Date: 11/15/1967 Road #:
Location: New York, NY more... Builder/Model:  

Approaching Manhattan we see the slips of the E-L Ferry Terminal in Lower Manhattan dating from 1884. For the past three years, ferries have only operated Monday-Friday.


By: John on 4/14/2014
This once-familiar terminal was built in the late 1800's; it was later refurbished to enable upper deck loading and unloading to and from the newer ferries, which began arriving in the early 1900's.

Note the "Erie Lackawanna" sign over the slips; originally, the sign read: "Lackawanna R.R."

When the Erie began shifting its trains up to Hoboken in the mid-50's, the "RR" portion of the sign was painted over, and the sign now read: "Lackawanna-Erie", the sign seen here was seen by by thousands of ferry commuters, right up until the end in late 1967.

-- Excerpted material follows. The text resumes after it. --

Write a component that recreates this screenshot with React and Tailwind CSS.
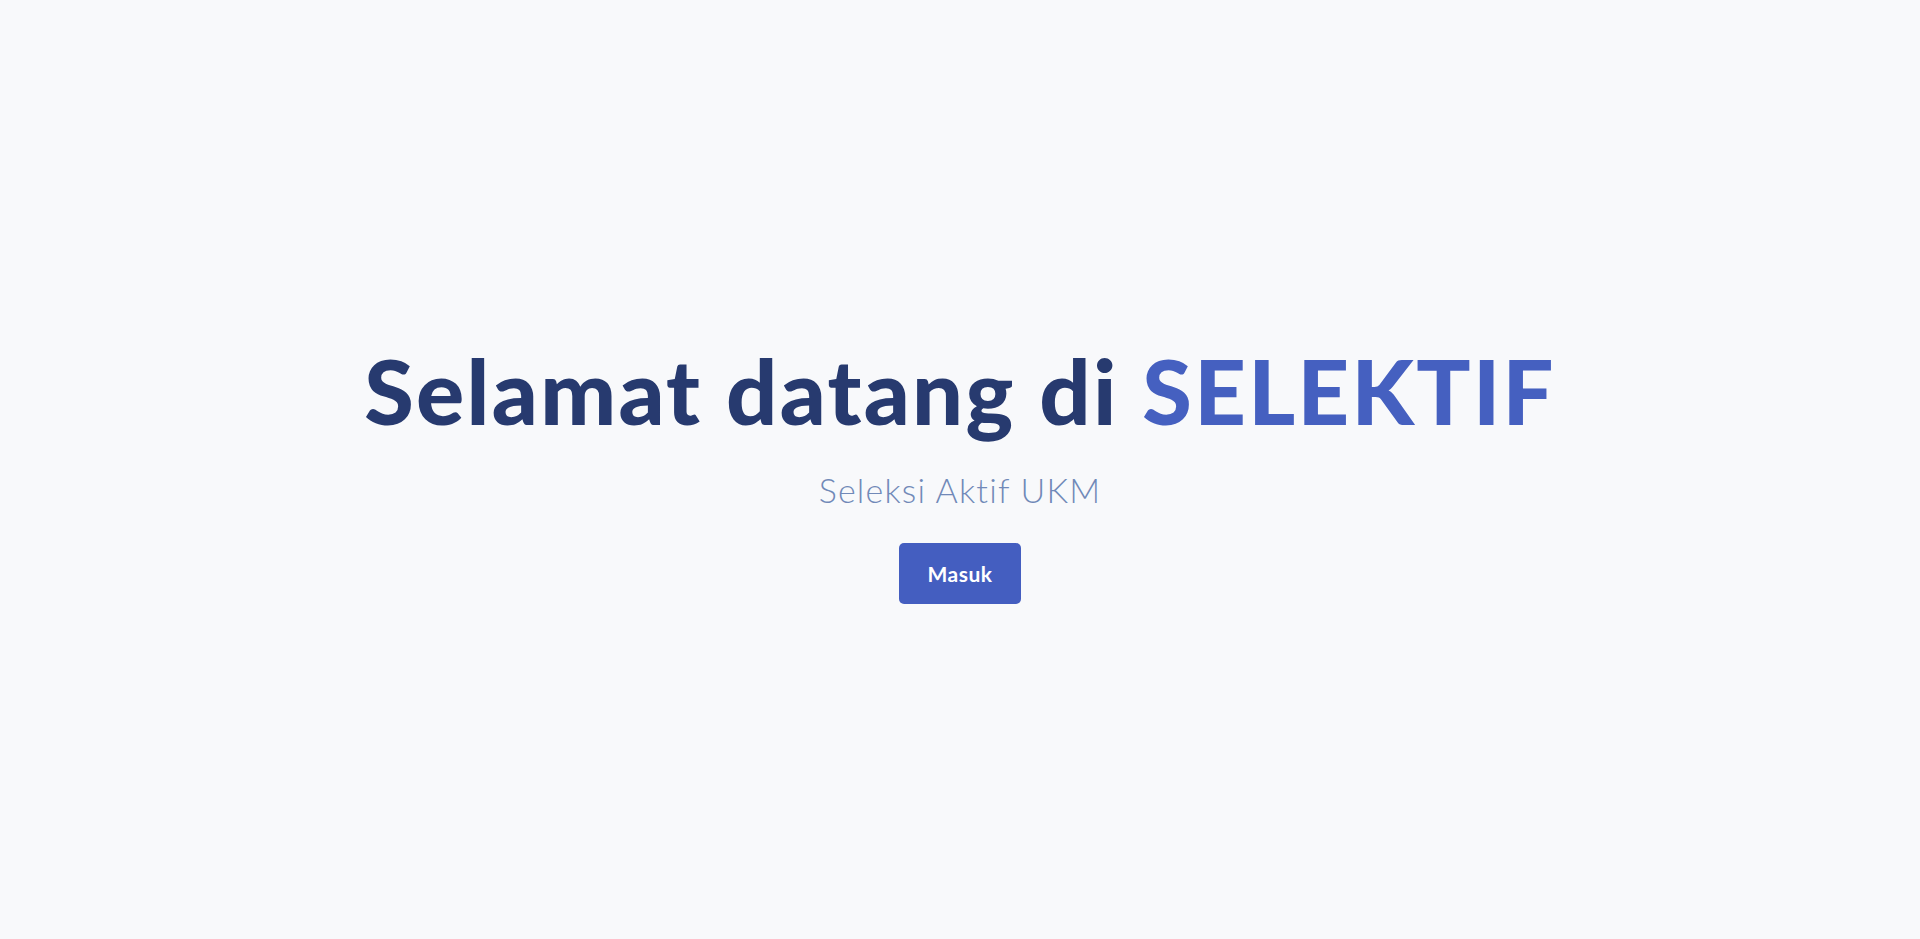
export default function App() {
  return (
    <div className="min-h-screen w-full bg-[#f8f9fb] flex flex-col items-center justify-center pt-[10px]" style={{ fontFamily: 'Lato, "Noto Sans", sans-serif' }}>
      <h1 className="text-[90px] font-black leading-none text-[#273a6f] tracking-[2.3px]">
        Selamat datang di <span className="text-[#4560c0]">SELEKTIF</span>
      </h1>
      <p className="mt-[38px] text-[34px] font-light leading-none text-[#7189b8] tracking-[1.2px]">Seleksi Aktif UKM</p>
      <button className="mt-[36px] h-[61px] w-[122px] rounded-[5px] bg-[#445ec0] text-white text-[21px] font-bold tracking-[0.5px]">Masuk</button>
    </div>
  );
}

The upper level loading aprons were only used during the rush hours; during off-peak hours, the stairways to the upper deck were closed off. This was the same procedure at the Hoboken Terminal. Weekend service to Barclay St. ended in 1964; after that, the ferry became a weekday-only operation, running from 7am until 7pm.

Well through the 1990's, the framework (minus the large electric letters) for the old "World Telegram" sign was still in place, and may still be there today, but i am not sure.